People v Hollman
2026 NY Slip Op 04236
July 2, 2026
Appellate Division, Third Department
Published by New York State Law Reporting Bureau pursuant to Judiciary Law § 431.
This decision is uncorrected and subject to revision before publication in the Official Reports.
The People of the State of New York, Respondent,
v
Mary Jane Hollman, Appellant.
Decided and Entered:July 2, 2026
CR-24-0867
Calendar Date: February 18, 2026
Before: Reynolds Fitzgerald, J.P., Ceresia, Fisher, Powers And Mackey, JJ.
Paul J. Connolly, Delmar, for appellant.
Brian P. Conaty, District Attorney, Monticello (Michael J. Puma of counsel), for respondent.
[*1]
Ceresia, J.
Appeal from a judgment of the County Court of Sullivan County (James Farrell, J.), rendered September 30, 2022, upon a verdict convicting defendant of the crimes of kidnapping in the second degree and endangering the welfare of a child.
Following a joint trial, defendant and her daughter, the codefendant, were convicted of kidnapping in the second degree and endangering the welfare of a child stemming from a months-long search for the codefendant's toddler child, which ultimately led to their discovery in the State of Washington, where they had been without the consent of and unbeknownst to the child's father. Defendant was sentenced to a prison term of five years, to be followed by 2½ years of postrelease supervision, on the kidnapping conviction and to a lesser concurrent jail term on the endangering the welfare of a child conviction. Defendant appeals.FN1
Defendant claims that her convictions are supported by legally insufficient evidence and, likewise, that the verdicts with respect thereto are against the weight of the evidence. To the extent that defendant's legal sufficiency argument pertains to her affirmative defense, that aspect of her argument is unpreserved as she failed make any argument to that effect in her motion for trial order of dismissal (see People v Gomez, 244 AD3d 1382, 1382 [3d Dept 2025], lv denied 45 NY3d 936 [2026]; People v Gardner, 243 AD3d 955, 956 [3d Dept 2025]). However, the balance of her legal sufficiency challenge is properly before us.
"In determining whether defendant's convictions are supported by legally sufficient evidence, we view the facts in the light most favorable to the People and examine whether there is a valid line of reasoning and permissible inferences from which a rational jury could have found the elements of the crime proved beyond a reasonable doubt" (People v Reinfurt, 241 AD3d 1015, 1017 [3d Dept 2025] [internal quotation marks and citations omitted], lv denied 44 NY3d 1067 [2026]; see People v Williams, 43 NY3d 1030, 1032 [2025]). "When undertaking a weight of the evidence review, we must first determine whether, based on all the credible evidence, a different finding would not have been unreasonable and then, if not, weigh the relative probative force of conflicting testimony and the relative strength of conflicting inferences that may be drawn from the testimony to determine if the verdict is supported by the weight of the evidence" (People v James, 245 AD3d 1102, 1104-1105 [3d Dept 2026] [internal quotation marks and citations omitted], lv denied 45 NY3d 946 [2026]; see People v Scott, 219 AD3d 1572, 1573 [3d Dept 2023]).

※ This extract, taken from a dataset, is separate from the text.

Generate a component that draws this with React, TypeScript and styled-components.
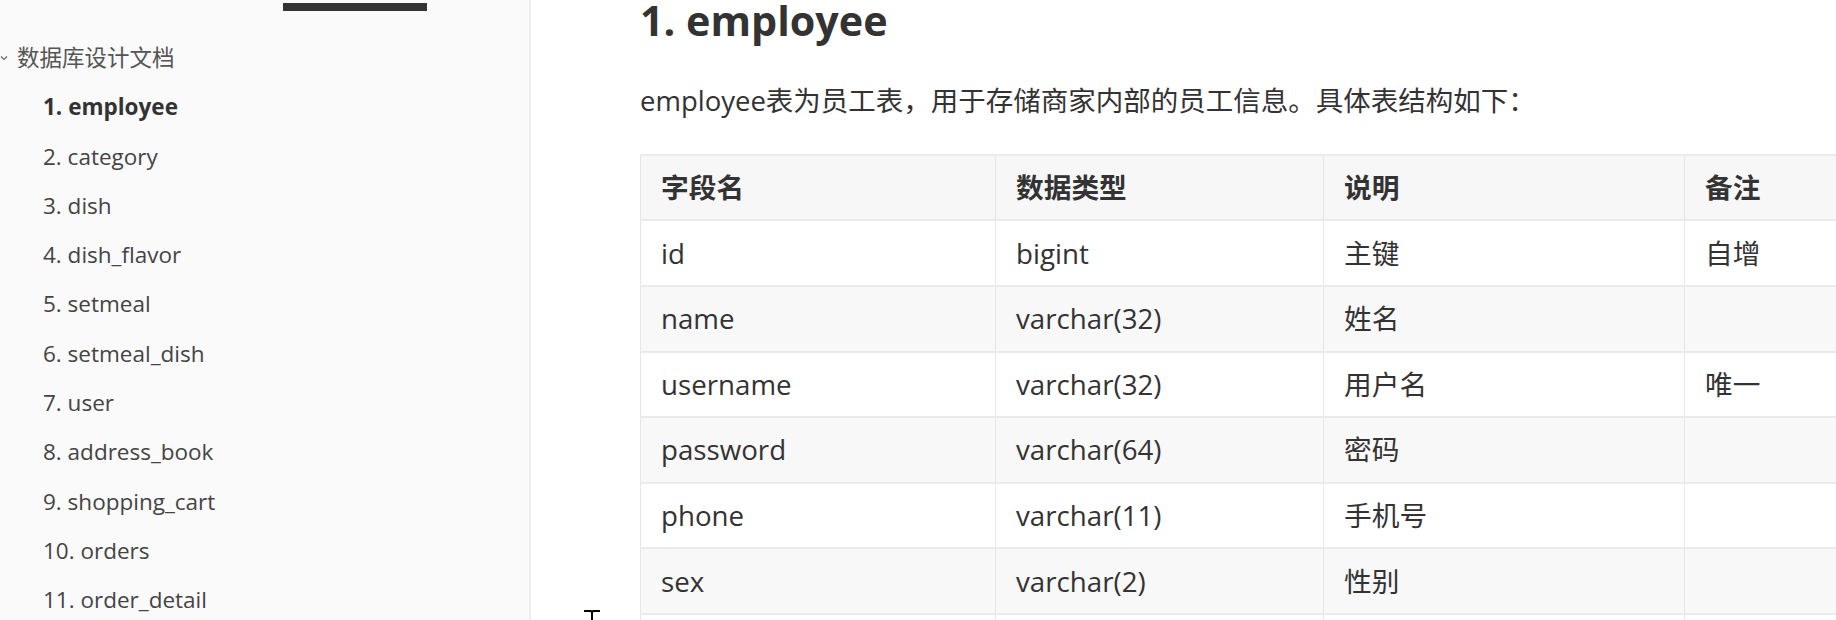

As relevant here, "[a] person is guilty of kidnapping in the second degree when he [or she] abducts another person" (Penal Law § 135.20). To " '[a]bduct' means to restrain a person with intent to prevent his [or her] liberation by . . . secreting or holding him [or her] in a place where he [or she] is not likely to be found" (Penal Law § 135.00 [2] [a]), and to " '[r[*2]]estrain' means to restrict a person's movements intentionally and unlawfully in such [a] manner as to interfere substantially with his [or her] liberty by moving him [or her] from one place to another . . . without consent and with knowledge that the restriction is unlawful" (Penal Law § 135.00 [1]). When a child is under the age of 16, such child is restrained without consent if "the parent, guardian or other person or institution having lawful control or custody of him [or her] has not acquiesced in the movement or confinement" (Penal Law § 135.00 [1] [b]). "In any prosecution for kidnapping, it is an affirmative defense that (a) the defendant was a relative of the person abducted, and (b) his [or her] sole purpose was to assume control of such person" (Penal Law § 135.30). Moreover, "[a] person is guilty of endangering the welfare of a child when," as pertinent here, "[h]e or she knowingly acts in a manner likely to be injurious to the physical, mental or moral welfare of a child less than [17] years old" (Penal Law § 260.10 [1]).
Inasmuch as the evidence adduced during this joint trial has been heavily detailed in the codefendant's related appeal (see People v Four-Rosenbaum, ___ AD3d ___ [3d Dept 2026] [decided herewith]), we will not reiterate this proof in the context of this decision. With respect to defendant's conviction of kidnapping in the second degree, we find the evidence to be legally sufficient (see People v White, 231 AD3d 1429, 1432 [3d Dept 2024], lv denied 42 NY3d 1082 [2025]; People v Petit, 230 AD3d 1337, 1339 [2d Dept 2024], lv denied 42 NY3d 1054 [2024]; People v Barnette, 150 AD3d 1136, 1136-1137 [2d Dept 2017], lv denied 29 NY3d 1123 [2017]). The proof elicited at trial established that the child, who was of such an age that she could not independently control her own movements, was transported out of state by defendant and the codefendant. They did not notify anyone as to their whereabouts and employed methods that signal an intent to remain untraceable — such as utilizing burner phones, withdrawing large amounts of cash and paying for hotel stays with said cash to avoid the use of credit cards. Viewed in the light most favorable to the People, this proof demonstrates that defendant secreted the child in a place where she was not likely to be found and that, recognizing that the child was under the age of 16, defendant did so without consent of the child's father. It is true that the codefendant, as a custodial parent, seemingly acquiesced to the restraint. Nevertheless, the totality of their actions demonstrates that the codefendant's "conduct [was] so obviously and unjustifiably . . . harmful to the child as to be inconsistent with the idea of lawful custody" and, therefore, had reached "a point where even a custodial parent's control over a child's movements is unlawful, and indeed obviously so" (People v Leonard, 19 NY3d 323, 328, 329 [2012]).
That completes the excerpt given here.